Exercise instructions: Carry none of the pictures over; write out the complete data exactly.

Recorded data:
§
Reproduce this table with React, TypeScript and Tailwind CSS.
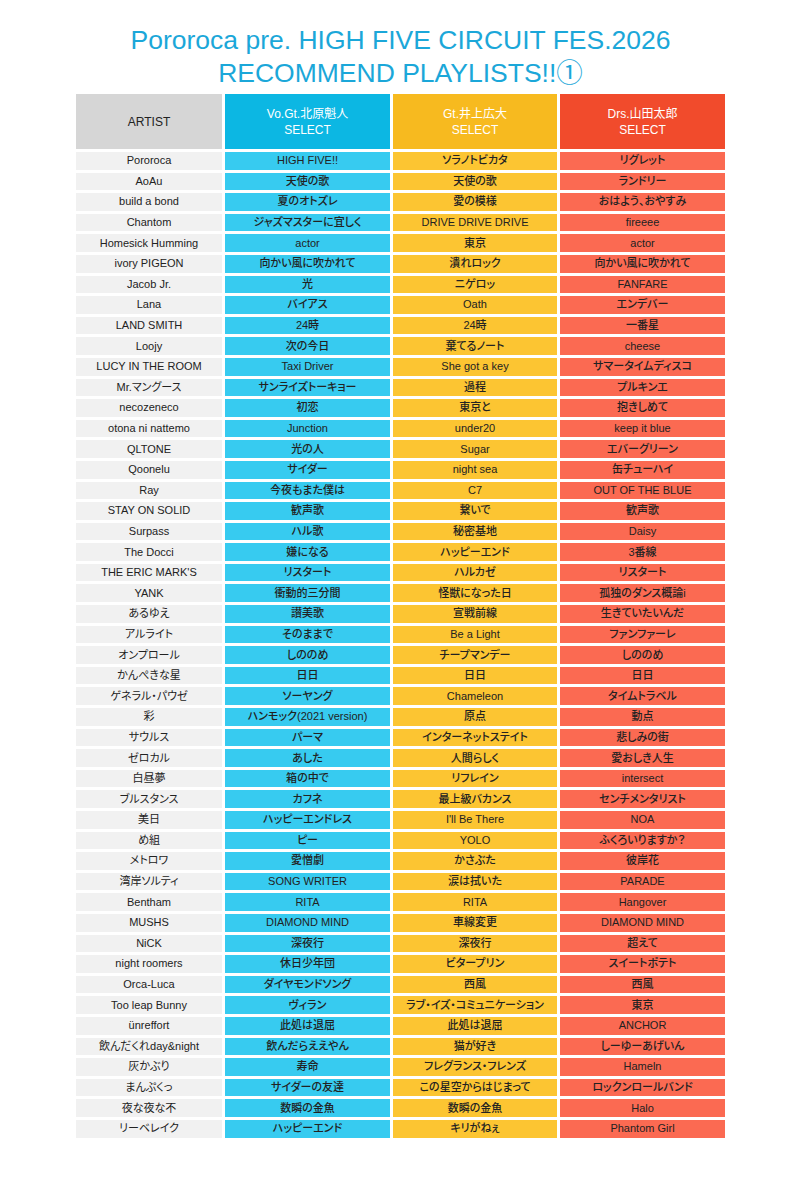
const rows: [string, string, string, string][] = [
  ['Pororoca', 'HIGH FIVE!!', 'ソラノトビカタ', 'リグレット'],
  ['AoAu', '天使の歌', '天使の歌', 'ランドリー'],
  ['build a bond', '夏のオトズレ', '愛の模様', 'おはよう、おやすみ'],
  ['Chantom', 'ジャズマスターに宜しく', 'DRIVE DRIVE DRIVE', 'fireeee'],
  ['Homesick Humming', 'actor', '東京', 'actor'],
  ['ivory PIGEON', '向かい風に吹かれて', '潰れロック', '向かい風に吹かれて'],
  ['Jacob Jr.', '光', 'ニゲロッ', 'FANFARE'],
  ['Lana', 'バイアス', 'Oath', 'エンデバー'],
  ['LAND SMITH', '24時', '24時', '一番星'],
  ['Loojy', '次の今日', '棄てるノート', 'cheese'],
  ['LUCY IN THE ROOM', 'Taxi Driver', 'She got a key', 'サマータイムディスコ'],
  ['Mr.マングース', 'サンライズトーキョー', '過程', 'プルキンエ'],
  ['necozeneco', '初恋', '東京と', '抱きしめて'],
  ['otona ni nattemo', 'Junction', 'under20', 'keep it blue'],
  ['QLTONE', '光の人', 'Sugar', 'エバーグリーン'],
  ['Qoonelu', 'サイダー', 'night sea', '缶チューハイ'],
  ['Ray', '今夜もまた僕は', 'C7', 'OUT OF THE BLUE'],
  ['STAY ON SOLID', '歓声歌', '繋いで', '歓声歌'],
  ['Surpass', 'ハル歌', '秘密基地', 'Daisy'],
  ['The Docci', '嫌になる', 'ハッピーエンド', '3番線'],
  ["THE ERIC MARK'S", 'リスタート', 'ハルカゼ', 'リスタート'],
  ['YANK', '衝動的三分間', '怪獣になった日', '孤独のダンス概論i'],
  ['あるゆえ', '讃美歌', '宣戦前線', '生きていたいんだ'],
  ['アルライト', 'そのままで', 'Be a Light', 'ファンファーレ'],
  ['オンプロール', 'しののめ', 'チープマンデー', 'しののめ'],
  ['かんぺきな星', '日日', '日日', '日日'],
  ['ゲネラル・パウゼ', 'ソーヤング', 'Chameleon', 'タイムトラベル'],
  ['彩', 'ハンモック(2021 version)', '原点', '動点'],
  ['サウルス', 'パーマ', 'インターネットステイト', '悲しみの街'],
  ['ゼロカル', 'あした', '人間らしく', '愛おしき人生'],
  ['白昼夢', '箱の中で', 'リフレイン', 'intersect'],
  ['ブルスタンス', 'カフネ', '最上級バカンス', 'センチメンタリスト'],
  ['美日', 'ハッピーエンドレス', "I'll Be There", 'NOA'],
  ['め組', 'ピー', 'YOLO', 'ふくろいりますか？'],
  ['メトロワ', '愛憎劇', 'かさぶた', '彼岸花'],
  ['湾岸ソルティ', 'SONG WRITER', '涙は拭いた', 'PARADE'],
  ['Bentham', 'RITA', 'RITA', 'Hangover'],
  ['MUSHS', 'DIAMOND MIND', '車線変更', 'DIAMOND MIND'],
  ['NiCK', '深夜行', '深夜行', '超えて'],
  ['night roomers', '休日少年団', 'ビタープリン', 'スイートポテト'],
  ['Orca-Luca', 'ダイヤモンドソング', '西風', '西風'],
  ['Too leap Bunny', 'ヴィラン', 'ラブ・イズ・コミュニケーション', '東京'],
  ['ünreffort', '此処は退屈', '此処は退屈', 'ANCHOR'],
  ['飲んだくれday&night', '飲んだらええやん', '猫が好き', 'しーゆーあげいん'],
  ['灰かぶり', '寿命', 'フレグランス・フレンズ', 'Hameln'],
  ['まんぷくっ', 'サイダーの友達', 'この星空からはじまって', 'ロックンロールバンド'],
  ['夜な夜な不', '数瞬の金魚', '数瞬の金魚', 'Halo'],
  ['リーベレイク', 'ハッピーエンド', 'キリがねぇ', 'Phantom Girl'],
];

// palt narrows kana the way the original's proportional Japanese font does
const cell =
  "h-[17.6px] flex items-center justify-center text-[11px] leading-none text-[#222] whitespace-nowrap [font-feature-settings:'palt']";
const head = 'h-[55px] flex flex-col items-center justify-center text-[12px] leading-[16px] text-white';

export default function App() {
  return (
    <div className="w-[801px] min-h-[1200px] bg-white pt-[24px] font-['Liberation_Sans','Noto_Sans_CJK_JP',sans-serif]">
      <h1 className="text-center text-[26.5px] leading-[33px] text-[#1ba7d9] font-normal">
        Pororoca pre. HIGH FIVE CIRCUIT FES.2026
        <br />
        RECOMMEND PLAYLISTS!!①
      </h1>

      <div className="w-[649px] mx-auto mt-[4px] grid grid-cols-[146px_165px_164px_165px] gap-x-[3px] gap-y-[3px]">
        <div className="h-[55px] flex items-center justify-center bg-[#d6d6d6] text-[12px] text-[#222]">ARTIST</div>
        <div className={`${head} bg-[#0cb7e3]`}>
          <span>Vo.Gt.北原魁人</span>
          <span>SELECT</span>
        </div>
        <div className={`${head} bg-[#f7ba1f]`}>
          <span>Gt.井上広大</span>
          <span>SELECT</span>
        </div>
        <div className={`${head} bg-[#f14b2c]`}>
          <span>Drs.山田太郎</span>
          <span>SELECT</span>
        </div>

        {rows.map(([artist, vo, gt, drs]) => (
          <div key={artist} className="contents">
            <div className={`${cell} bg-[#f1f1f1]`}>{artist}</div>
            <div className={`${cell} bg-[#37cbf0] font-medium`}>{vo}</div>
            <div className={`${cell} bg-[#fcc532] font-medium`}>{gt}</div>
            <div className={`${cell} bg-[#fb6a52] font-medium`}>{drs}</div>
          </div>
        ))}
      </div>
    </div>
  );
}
§
Complete output:
Reproduce this table with React, TypeScript and Tailwind CSS.
const rows: [string, string, string, string][] = [
  ['Pororoca', 'HIGH FIVE!!', 'ソラノトビカタ', 'リグレット'],
  ['AoAu', '天使の歌', '天使の歌', 'ランドリー'],
  ['build a bond', '夏のオトズレ', '愛の模様', 'おはよう、おやすみ'],
  ['Chantom', 'ジャズマスターに宜しく', 'DRIVE DRIVE DRIVE', 'fireeee'],
  ['Homesick Humming', 'actor', '東京', 'actor'],
  ['ivory PIGEON', '向かい風に吹かれて', '潰れロック', '向かい風に吹かれて'],
  ['Jacob Jr.', '光', 'ニゲロッ', 'FANFARE'],
  ['Lana', 'バイアス', 'Oath', 'エンデバー'],
  ['LAND SMITH', '24時', '24時', '一番星'],
  ['Loojy', '次の今日', '棄てるノート', 'cheese'],
  ['LUCY IN THE ROOM', 'Taxi Driver', 'She got a key', 'サマータイムディスコ'],
  ['Mr.マングース', 'サンライズトーキョー', '過程', 'プルキンエ'],
  ['necozeneco', '初恋', '東京と', '抱きしめて'],
  ['otona ni nattemo', 'Junction', 'under20', 'keep it blue'],
  ['QLTONE', '光の人', 'Sugar', 'エバーグリーン'],
  ['Qoonelu', 'サイダー', 'night sea', '缶チューハイ'],
  ['Ray', '今夜もまた僕は', 'C7', 'OUT OF THE BLUE'],
  ['STAY ON SOLID', '歓声歌', '繋いで', '歓声歌'],
  ['Surpass', 'ハル歌', '秘密基地', 'Daisy'],
  ['The Docci', '嫌になる', 'ハッピーエンド', '3番線'],
  ["THE ERIC MARK'S", 'リスタート', 'ハルカゼ', 'リスタート'],
  ['YANK', '衝動的三分間', '怪獣になった日', '孤独のダンス概論i'],
  ['あるゆえ', '讃美歌', '宣戦前線', '生きていたいんだ'],
  ['アルライト', 'そのままで', 'Be a Light', 'ファンファーレ'],
  ['オンプロール', 'しののめ', 'チープマンデー', 'しののめ'],
  ['かんぺきな星', '日日', '日日', '日日'],
  ['ゲネラル・パウゼ', 'ソーヤング', 'Chameleon', 'タイムトラベル'],
  ['彩', 'ハンモック(2021 version)', '原点', '動点'],
  ['サウルス', 'パーマ', 'インターネットステイト', '悲しみの街'],
  ['ゼロカル', 'あした', '人間らしく', '愛おしき人生'],
  ['白昼夢', '箱の中で', 'リフレイン', 'intersect'],
  ['ブルスタンス', 'カフネ', '最上級バカンス', 'センチメンタリスト'],
  ['美日', 'ハッピーエンドレス', "I'll Be There", 'NOA'],
  ['め組', 'ピー', 'YOLO', 'ふくろいりますか？'],
  ['メトロワ', '愛憎劇', 'かさぶた', '彼岸花'],
  ['湾岸ソルティ', 'SONG WRITER', '涙は拭いた', 'PARADE'],
  ['Bentham', 'RITA', 'RITA', 'Hangover'],
  ['MUSHS', 'DIAMOND MIND', '車線変更', 'DIAMOND MIND'],
  ['NiCK', '深夜行', '深夜行', '超えて'],
  ['night roomers', '休日少年団', 'ビタープリン', 'スイートポテト'],
  ['Orca-Luca', 'ダイヤモンドソング', '西風', '西風'],
  ['Too leap Bunny', 'ヴィラン', 'ラブ・イズ・コミュニケーション', '東京'],
  ['ünreffort', '此処は退屈', '此処は退屈', 'ANCHOR'],
  ['飲んだくれday&night', '飲んだらええやん', '猫が好き', 'しーゆーあげいん'],
  ['灰かぶり', '寿命', 'フレグランス・フレンズ', 'Hameln'],
  ['まんぷくっ', 'サイダーの友達', 'この星空からはじまって', 'ロックンロールバンド'],
  ['夜な夜な不', '数瞬の金魚', '数瞬の金魚', 'Halo'],
  ['リーベレイク', 'ハッピーエンド', 'キリがねぇ', 'Phantom Girl'],
];

// palt narrows kana the way the original's proportional Japanese font does
const cell =
  "h-[17.6px] flex items-center justify-center text-[11px] leading-none text-[#222] whitespace-nowrap [font-feature-settings:'palt']";
const head = 'h-[55px] flex flex-col items-center justify-center text-[12px] leading-[16px] text-white';

export default function App() {
  return (
    <div className="w-[801px] min-h-[1200px] bg-white pt-[24px] font-['Liberation_Sans','Noto_Sans_CJK_JP',sans-serif]">
      <h1 className="text-center text-[26.5px] leading-[33px] text-[#1ba7d9] font-normal">
        Pororoca pre. HIGH FIVE CIRCUIT FES.2026
        <br />
        RECOMMEND PLAYLISTS!!①
      </h1>

      <div className="w-[649px] mx-auto mt-[4px] grid grid-cols-[146px_165px_164px_165px] gap-x-[3px] gap-y-[3px]">
        <div className="h-[55px] flex items-center justify-center bg-[#d6d6d6] text-[12px] text-[#222]">ARTIST</div>
        <div className={`${head} bg-[#0cb7e3]`}>
          <span>Vo.Gt.北原魁人</span>
          <span>SELECT</span>
        </div>
        <div className={`${head} bg-[#f7ba1f]`}>
          <span>Gt.井上広大</span>
          <span>SELECT</span>
        </div>
        <div className={`${head} bg-[#f14b2c]`}>
          <span>Drs.山田太郎</span>
          <span>SELECT</span>
        </div>

        {rows.map(([artist, vo, gt, drs]) => (
          <div key={artist} className="contents">
            <div className={`${cell} bg-[#f1f1f1]`}>{artist}</div>
            <div className={`${cell} bg-[#37cbf0] font-medium`}>{vo}</div>
            <div className={`${cell} bg-[#fcc532] font-medium`}>{gt}</div>
            <div className={`${cell} bg-[#fb6a52] font-medium`}>{drs}</div>
          </div>
        ))}
      </div>
    </div>
  );
}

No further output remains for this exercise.